Noble also disputed Dean’s argument that he had no way of knowing what Wills was doing, saying that he did not make a great enough effort to scrutinize his own finances.
“Because Dean failed to even look into the matter, having apparently not looked at the bank statements for more than a year, it is unquestionable that he did not exercise reasonable diligence,” she wrote. “Had he simply compared his own records of items that should have been drawn on the escrow account with the bank statements, he would have seen numerous suspicious items. Instead, he relied on an employee to review the statements, and entrusted that employee with surprisingly broad control over the escrow account. The employee abused that trust. That is not reasonable diligence.”

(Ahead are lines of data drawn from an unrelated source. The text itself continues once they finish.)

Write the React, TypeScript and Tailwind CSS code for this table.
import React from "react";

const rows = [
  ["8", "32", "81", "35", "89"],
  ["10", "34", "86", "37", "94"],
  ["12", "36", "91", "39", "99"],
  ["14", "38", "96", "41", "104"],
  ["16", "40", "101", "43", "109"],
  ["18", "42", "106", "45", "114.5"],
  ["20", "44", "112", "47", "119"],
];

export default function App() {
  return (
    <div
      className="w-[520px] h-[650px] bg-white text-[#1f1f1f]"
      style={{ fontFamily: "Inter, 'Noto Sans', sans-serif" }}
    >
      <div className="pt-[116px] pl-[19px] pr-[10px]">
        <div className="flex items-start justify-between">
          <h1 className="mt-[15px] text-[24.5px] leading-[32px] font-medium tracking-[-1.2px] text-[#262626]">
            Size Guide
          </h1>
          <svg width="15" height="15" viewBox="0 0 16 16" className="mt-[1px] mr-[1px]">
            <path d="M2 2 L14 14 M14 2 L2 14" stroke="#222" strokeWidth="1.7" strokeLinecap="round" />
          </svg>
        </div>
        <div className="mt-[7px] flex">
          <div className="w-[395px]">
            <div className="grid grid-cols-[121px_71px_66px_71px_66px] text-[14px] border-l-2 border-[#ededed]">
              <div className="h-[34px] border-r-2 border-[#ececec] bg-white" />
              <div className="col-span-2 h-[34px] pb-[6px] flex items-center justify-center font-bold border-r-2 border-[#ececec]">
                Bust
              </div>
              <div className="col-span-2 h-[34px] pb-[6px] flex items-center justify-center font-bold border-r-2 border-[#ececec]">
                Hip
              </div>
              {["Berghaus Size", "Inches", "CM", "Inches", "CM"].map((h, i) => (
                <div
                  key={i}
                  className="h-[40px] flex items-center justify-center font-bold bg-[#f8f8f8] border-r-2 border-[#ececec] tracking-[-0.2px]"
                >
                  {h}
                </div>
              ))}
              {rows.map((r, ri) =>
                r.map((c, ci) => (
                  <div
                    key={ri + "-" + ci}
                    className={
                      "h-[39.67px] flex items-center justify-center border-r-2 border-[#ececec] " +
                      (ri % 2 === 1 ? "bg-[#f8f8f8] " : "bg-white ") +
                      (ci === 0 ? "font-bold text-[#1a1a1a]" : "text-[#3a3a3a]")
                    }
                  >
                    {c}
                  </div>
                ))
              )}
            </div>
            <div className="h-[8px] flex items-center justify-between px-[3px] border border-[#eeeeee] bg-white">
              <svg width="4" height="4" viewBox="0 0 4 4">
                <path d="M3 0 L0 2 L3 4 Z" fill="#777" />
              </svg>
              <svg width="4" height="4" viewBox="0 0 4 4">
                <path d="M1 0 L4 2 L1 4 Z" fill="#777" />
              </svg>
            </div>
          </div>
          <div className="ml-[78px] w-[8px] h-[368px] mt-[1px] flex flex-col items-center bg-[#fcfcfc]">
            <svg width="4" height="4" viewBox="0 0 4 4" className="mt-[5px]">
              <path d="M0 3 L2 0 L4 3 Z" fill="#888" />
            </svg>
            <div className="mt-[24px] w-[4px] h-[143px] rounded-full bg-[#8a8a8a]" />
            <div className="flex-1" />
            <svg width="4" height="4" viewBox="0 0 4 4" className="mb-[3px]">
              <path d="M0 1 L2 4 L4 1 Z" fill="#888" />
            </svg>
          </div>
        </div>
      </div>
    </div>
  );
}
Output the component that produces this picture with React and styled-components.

As to why the case had taken a year at the Supreme Court level, Kevin King, staff attorney for Justice Michelle Keller, said that time frame is not as unreasonable as one might think.
“It varies; I can’t tell you what the rhyme or reason is for it [time length for cases],” he said. “I can remember when I was practicing, there were some that took a lot longer than that, and there were some that took a lot less time than that. I can’t tell you what typical would be.”
McGarvey said he thought the reason was two-fold.
“A lot of cases came out today; we had a very heavy docket load,” he said. “They did deliver a thirty-nine page decision – that’s extraordinarily long. It took a lot of research and a lot of drafting. When I see the authorities that were cited, the doctrines that were examined; a lot of work went into this opinion.”